ちなみに、特許権や実用新案権、意匠権などは特許庁の管轄で、その業務は弁理士の領域であって、これを行政書士が取り扱うことはできません。
一方で、文化庁所管である著作権に関する業務については、弁理士のみならず行政書士の業務領域にもなっていて、行政書士にこれを専門とする方がおられるのはそのためです。 その著作権について・・・。
著作権とは、著作者に対し、その著作物の利用に関して排他的な権利を与える法律上の権利で、著作者の創作活動を保護し、文化の発展を促進することを目的としています。

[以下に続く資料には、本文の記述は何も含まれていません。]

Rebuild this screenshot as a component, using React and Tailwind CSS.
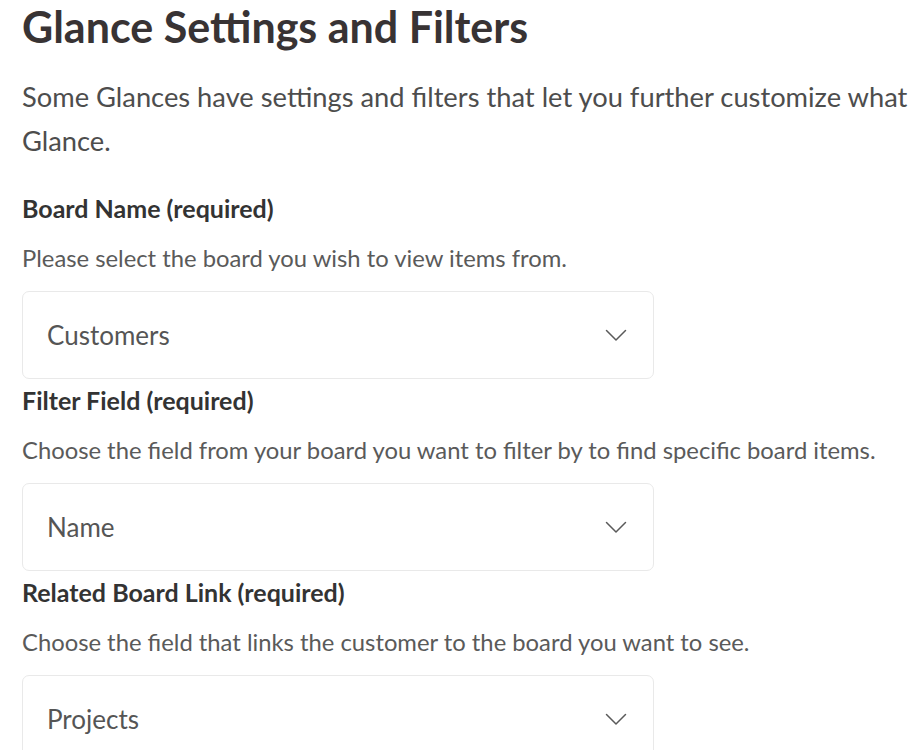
import { useState } from 'react';

const fields = [
  {
    id: 'board',
    label: 'Board Name (required)',
    help: 'Please select the board you wish to view items from.',
    value: 'Customers',
  },
  {
    id: 'filter',
    label: 'Filter Field (required)',
    help: 'Choose the field from your board you want to filter by to find specific board items.',
    value: 'Name',
  },
  {
    id: 'link',
    label: 'Related Board Link (required)',
    help: 'Choose the field that links the customer to the board you want to see.',
    value: 'Projects',
  },
];

function Chevron() {
  return (
    <svg width="22" height="13" viewBox="0 0 22 13" fill="none" stroke="#5a5a5a" strokeWidth="1.5" strokeLinecap="round" strokeLinejoin="round">
      <path d="M1.5 1.5 L11 11 L20.5 1.5" />
    </svg>
  );
}

function SelectBox({ value }) {
  return (
    <button className="w-[632px] h-[88px] flex items-center justify-between pl-[24px] pr-[26px] border border-[#e9e9e9] rounded-[7px] bg-white text-left">
      <span className="text-[26px] text-[#555]">{value}</span>
      <Chevron />
    </button>
  );
}

export default function App() {
  const [values] = useState(fields);

  return (
    <div className="min-h-screen bg-white pl-[22px] font-['Lato',sans-serif] overflow-hidden">
      {/* Title */}
      <h1 className="pt-[3px] h-[52px] leading-[48px] text-[43px] font-bold text-[#383334]">
        Glance Settings and Filters
      </h1>

      {/* Intro */}
      <p className="mt-[23px] text-[27.3px] leading-[44px] text-[#4d4d4d] w-[890px]">
        Some Glances have settings and filters that let you further customize what Glance.
      </p>

      {/* Fields */}
      <div className="mt-[31px]">
        {values.map((f) => (
          <div key={f.id} className="mb-[7px]">
            <div className="h-[28px] leading-[28px] text-[25px] font-bold text-[#333]">{f.label}</div>
            <div className="mt-[21px] h-[30px] leading-[30px] text-[23.8px] text-[#5a5a5a]">{f.help}</div>
            <div className="mt-[18px]">
              <SelectBox value={f.value} />
            </div>
          </div>
        ))}
      </div>
    </div>
  );
}
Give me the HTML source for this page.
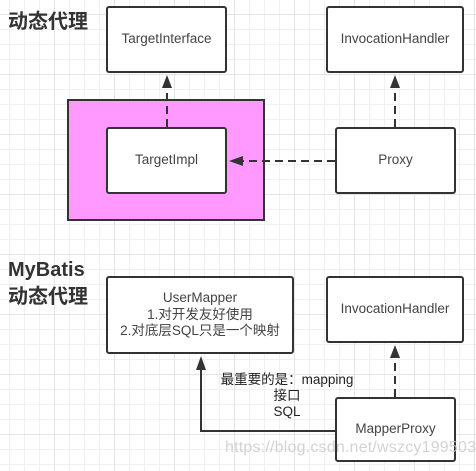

著作権については、昨今インターネットの普及により、誰もが簡単に作品を公開したり、情報発信できるようになったりして、その理解の必要性が指摘されていますが、意外に思い違いをしている方は少なくないようです。
「著作権をとるにはどうしたらいいですか?」という質問は、その典型なものと云えるでしょう。
著作権とは、特許権や実用新案権と違い、権利を取得するために登録するというものではありません。
著作権は、著者が著作物を創作した時点で自然に発生するものですから、著作者は、特段の手続きを踏むことなく、その権利を主張することができるものなのです。
それなら、何故に「著作権登録制度」というしくみが存在するのでしょうか?
先に述べた通り、著作権は、著作物を創作した時点で自動的に発生するもので取得のために何ら手続を要しませんから、この制度は著作者の権利取得のためのものではありません。
同制度は、著作権関係の法律事実を公示するとか、著作権が移転した場合の取引の安全を確保するなど、文化庁への所定の手続きにより登録されることによって法律上一定の効果を生じさせるためのしくみなのです。
とはいえ、文化庁に著作物が登録されたからといって、その著作物が公的に認められ、内容が評価されたというわけでもありませんから、この点も思い違いされませぬよう。文化庁は、登録されている著作物の内容には関知していないとしています。
著作権登録においては、著作物の内容そのものを審査するものではなく、その前提となる事実の有無を申請書などから形式的に審査するものでしかありません。同制度は、その名の通り単なる登録の制度にすぎないのです。
このようなことから先の質問が思い違いによるものだということがお分かりいただけると思います。
なお、プログラムの著作物を除いて、その他の著作物については、ただ単に創作しただけでは登録はできないことになっています。著作物を公表したり著作権を譲渡したりといった事実があった場合にのみ登録が可能とされていますので、この点についてもご留意ください。
SNSの利用が広がる中、誰もが気軽に作品を発信できるようになりました。このような時代において、著作権に関する知識は、誰にとっても重要なライフスキルといえるでしょう。